Todd Pletcher trains Carpe Diem, while Bob Baffert trains American Pharoah and Dortmund. Carpe Diem is owned by WinStar Farm LLC and Stonestreet Stables LLC and was ridden to victory in the Tampa Bay Derby and his subsequent Grade I Toyota Blue Grass triumph on April 4 at Keeneland by John Velazquez.
Carpe Diem could become the third Tampa Bay Derby participant to win the Kentucky Derby. Street Sense won both races in 2007, while Super Saver – trained by Todd Pletcher, Carpe Diem’s conditioner – was third in the 2010 Tampa Bay Derby before triumphing at Churchill.
Another Tampa Bay Derby entrant expected to contest the Kentucky Derby is Danzig Moon, who followed his fourth-place finish in Oldsmar with a second to Carpe Diem in the Toyota Blue Grass.
The gates will open early May 2 and Tampa Bay Downs will present a full card of Thoroughbred action before as many as 20 3-year-olds vie for a slice of horse racing immortality.
The Longines Kentucky Oaks for 3-year-old fillies will be contested Friday, May 1 at Churchill Downs. The field could include the heart-stopping Include Betty, trained by perennial top Oldsmar conditioner Tom Proctor.
Under jockey Rosemary Homeister, Jr., Include Betty has blossomed as a 3-year-old, with a victory here on Jan. 3 in a maiden special weight event; a victory in the $100,000 Suncoast Stakes at a distance of a mile-and-40-yards on Jan. 31, at odds of 18-1; and a thrilling neck victory on April 4 at Oaklawn Park in the Grade III, $400,000 Fantasy Stakes at a mile-and-a-sixteenth, also at 18-1.
In each of her victories, Include Betty has lagged behind in last place before unleashing her winning kick.
For Tampa Bay Downs regulars, the combination of Include Betty, Proctor and Homeister would provide the perfect lead-in to a full weekend of Thoroughbred racing.

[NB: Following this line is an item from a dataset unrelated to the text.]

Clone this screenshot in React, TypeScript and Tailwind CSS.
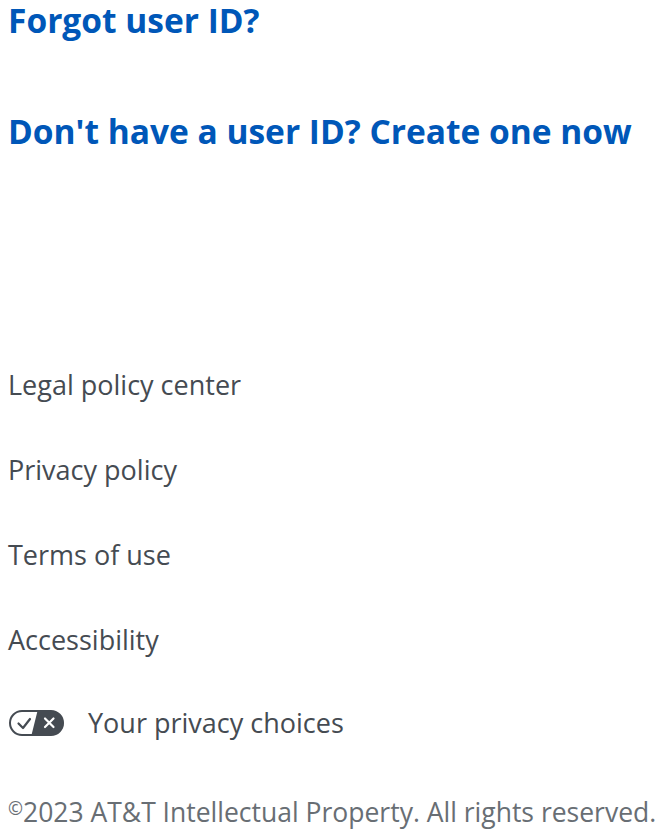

In addition to its full card on Kentucky Derby Day, Tampa Bay Downs will also conduct Thoroughbred racing on Kentucky Oaks Day and on Sunday, May 3. The track then will offer simulcast wagering only until the official final day of the 2014-2015 meeting, which is Tuesday, June 30, the first day of the track’s annual two-day Summer Festival of Racing.